Now, that is not to say that many firms did not deserve to go under.  Companies such as Bear Stearns, Lehman, AIG, Countrywide, and many, many others were extraordinarily stupid, and set their fate, even without any help from the derivatives market.

However, this downward spiral of fear can feed on itself. 

A lot of traders “are in a position of where it’s sort of hedge or lose your job,” Backshall said. When GE credit swaps soared to as high as 20 percent upfront yesterday, “that was likely driven just by a desk deciding to desperately hedge,” he said, “rather than a real belief” that the company had a high risk of defaulting. 


This is George Soros's theory of reflexivity, where a negative loop feeds on itself and the perception becomes reality.

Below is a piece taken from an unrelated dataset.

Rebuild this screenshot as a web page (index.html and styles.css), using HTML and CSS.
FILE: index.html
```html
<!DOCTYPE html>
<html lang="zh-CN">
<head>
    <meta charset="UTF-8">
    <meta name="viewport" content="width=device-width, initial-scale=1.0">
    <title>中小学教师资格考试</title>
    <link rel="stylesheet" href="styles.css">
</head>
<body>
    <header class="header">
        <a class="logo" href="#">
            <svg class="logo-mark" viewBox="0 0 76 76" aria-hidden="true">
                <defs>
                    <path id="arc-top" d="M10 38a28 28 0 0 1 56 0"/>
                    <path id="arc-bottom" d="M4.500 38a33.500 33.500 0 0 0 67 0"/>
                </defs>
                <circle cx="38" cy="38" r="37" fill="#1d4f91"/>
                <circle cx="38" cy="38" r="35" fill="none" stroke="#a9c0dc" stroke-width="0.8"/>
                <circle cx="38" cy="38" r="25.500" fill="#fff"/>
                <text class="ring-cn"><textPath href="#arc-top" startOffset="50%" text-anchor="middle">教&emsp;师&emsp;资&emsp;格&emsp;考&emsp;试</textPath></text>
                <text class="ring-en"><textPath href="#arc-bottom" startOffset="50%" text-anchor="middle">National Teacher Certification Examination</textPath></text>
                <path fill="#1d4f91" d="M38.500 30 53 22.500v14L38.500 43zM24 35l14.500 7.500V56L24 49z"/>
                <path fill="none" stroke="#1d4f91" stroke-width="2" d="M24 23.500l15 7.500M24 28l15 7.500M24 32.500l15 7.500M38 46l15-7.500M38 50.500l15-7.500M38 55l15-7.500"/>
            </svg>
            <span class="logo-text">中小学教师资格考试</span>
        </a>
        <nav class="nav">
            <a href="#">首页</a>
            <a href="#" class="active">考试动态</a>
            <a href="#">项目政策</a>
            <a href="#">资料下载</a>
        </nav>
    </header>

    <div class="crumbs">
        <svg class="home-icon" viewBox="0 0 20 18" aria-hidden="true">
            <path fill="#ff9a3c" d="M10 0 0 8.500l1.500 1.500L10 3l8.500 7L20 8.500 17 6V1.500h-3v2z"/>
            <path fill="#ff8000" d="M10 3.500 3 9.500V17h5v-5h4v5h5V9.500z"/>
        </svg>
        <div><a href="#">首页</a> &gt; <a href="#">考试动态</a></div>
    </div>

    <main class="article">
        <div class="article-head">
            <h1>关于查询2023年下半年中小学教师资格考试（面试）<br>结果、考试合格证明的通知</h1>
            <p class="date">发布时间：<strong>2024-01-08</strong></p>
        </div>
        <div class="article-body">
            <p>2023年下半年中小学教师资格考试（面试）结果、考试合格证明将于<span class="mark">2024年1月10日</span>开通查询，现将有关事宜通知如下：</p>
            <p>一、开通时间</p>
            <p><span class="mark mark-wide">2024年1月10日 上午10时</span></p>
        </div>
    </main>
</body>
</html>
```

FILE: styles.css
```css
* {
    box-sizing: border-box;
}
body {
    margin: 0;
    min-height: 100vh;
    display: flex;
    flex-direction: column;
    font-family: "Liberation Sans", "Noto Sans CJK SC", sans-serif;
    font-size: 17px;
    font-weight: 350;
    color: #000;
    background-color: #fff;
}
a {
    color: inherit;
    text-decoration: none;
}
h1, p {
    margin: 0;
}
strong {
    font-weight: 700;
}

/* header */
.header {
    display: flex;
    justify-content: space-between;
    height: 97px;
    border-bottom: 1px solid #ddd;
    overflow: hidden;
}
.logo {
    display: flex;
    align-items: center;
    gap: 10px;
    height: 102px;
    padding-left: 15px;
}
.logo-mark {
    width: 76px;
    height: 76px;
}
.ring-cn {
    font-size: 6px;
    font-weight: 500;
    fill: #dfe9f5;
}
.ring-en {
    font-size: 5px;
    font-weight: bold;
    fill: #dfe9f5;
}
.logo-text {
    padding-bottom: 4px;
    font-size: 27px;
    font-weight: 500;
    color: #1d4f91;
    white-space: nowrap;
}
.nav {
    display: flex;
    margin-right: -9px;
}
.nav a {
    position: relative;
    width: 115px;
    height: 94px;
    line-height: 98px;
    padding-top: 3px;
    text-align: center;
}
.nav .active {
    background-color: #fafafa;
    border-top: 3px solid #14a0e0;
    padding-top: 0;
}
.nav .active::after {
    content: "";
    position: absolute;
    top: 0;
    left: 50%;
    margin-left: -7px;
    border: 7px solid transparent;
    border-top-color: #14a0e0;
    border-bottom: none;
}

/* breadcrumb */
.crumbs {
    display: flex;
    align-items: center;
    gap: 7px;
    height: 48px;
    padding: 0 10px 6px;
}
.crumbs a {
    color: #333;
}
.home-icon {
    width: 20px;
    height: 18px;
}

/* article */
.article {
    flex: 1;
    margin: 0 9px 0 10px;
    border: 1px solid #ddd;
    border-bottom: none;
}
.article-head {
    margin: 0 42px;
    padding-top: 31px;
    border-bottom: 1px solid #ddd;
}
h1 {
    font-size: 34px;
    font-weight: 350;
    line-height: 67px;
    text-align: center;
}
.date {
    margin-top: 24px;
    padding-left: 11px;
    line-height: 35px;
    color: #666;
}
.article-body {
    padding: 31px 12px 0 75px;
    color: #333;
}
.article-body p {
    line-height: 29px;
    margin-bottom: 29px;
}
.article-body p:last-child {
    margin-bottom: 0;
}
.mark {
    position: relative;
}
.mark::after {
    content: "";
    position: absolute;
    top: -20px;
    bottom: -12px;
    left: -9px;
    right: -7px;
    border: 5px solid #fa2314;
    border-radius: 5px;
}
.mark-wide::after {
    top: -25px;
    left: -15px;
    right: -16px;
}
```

This occurred during The Great Depression.  A study by an economist at the Federal Reserve found that banks which failed during the Depression were often as financially strong or stronger than banks that did not.  This, of course, runs counter to classical economic theory which postulates that investors and depositors are rational economic agents.  Rather than processing information in a rational manner, people became scared and pulled their money out of banks, regardless of the bank's financial health.

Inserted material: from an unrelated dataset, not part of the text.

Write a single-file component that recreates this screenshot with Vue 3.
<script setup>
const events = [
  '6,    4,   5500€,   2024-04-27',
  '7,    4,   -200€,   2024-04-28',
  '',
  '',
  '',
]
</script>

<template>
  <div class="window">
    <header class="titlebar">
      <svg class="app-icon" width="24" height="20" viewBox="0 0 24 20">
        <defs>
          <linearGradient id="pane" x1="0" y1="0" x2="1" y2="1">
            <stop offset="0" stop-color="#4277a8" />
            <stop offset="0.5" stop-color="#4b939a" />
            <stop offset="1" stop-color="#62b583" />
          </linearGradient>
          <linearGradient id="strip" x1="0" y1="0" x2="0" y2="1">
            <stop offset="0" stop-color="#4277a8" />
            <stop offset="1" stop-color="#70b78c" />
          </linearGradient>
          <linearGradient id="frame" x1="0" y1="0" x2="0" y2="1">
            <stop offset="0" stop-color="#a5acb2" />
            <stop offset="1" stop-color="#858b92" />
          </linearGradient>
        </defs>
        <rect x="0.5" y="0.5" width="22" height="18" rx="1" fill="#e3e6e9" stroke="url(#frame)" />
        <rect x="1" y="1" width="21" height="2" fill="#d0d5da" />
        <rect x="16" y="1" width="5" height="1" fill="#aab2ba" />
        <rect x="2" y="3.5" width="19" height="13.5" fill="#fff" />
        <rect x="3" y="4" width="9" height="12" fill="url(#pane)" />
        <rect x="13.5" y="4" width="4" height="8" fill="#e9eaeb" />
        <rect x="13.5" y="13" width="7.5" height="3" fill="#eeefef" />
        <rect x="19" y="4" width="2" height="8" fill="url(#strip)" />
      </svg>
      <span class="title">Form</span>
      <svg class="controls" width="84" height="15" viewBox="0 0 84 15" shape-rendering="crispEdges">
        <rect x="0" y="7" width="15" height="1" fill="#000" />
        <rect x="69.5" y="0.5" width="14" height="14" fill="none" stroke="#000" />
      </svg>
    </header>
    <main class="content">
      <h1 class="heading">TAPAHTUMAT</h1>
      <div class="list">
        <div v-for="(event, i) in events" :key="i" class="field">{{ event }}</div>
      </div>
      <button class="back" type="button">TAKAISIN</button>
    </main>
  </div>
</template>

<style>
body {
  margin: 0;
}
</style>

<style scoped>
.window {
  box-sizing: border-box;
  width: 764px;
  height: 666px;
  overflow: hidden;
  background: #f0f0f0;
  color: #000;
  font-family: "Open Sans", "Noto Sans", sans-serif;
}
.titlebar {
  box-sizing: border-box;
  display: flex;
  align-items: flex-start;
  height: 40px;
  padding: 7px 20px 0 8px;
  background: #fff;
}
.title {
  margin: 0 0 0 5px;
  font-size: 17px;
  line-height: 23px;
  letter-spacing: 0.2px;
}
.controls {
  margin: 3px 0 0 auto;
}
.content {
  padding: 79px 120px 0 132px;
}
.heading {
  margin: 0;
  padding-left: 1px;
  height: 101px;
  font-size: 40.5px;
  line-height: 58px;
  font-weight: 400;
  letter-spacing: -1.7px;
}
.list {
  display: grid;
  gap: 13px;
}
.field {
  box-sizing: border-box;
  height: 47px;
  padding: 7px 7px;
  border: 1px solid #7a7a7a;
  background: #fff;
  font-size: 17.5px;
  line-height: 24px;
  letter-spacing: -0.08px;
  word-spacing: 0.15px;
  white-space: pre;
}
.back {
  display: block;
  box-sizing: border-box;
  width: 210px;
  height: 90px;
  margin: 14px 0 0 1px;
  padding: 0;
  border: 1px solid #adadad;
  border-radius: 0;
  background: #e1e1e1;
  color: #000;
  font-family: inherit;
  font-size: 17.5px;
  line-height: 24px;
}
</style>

This is what I believe is occurring now.  All deposit-taking institutions and most financial companies are being taken out and shot, regardless of their intrinsic health.  Financial companies especially are prone to this irrational reality since they are highly levered institutions and can easily fail.

The CDS market, which is fairly illiquid, facilitates and enhances this process. It too can be irrational.  For example, there has been a disconnect in the high-yield market as prices in the cash market were up this year while prices in the derivatives market were down.  The difference in return has been 15% in two months.  That is enormous.  And ridiculous!

Markets can act irrationally.  I believe they are now.  Always using a market, any market including the derivatives market, as an accurate gauge of financial and economic health is folly as the perception of the market can become the reality itself.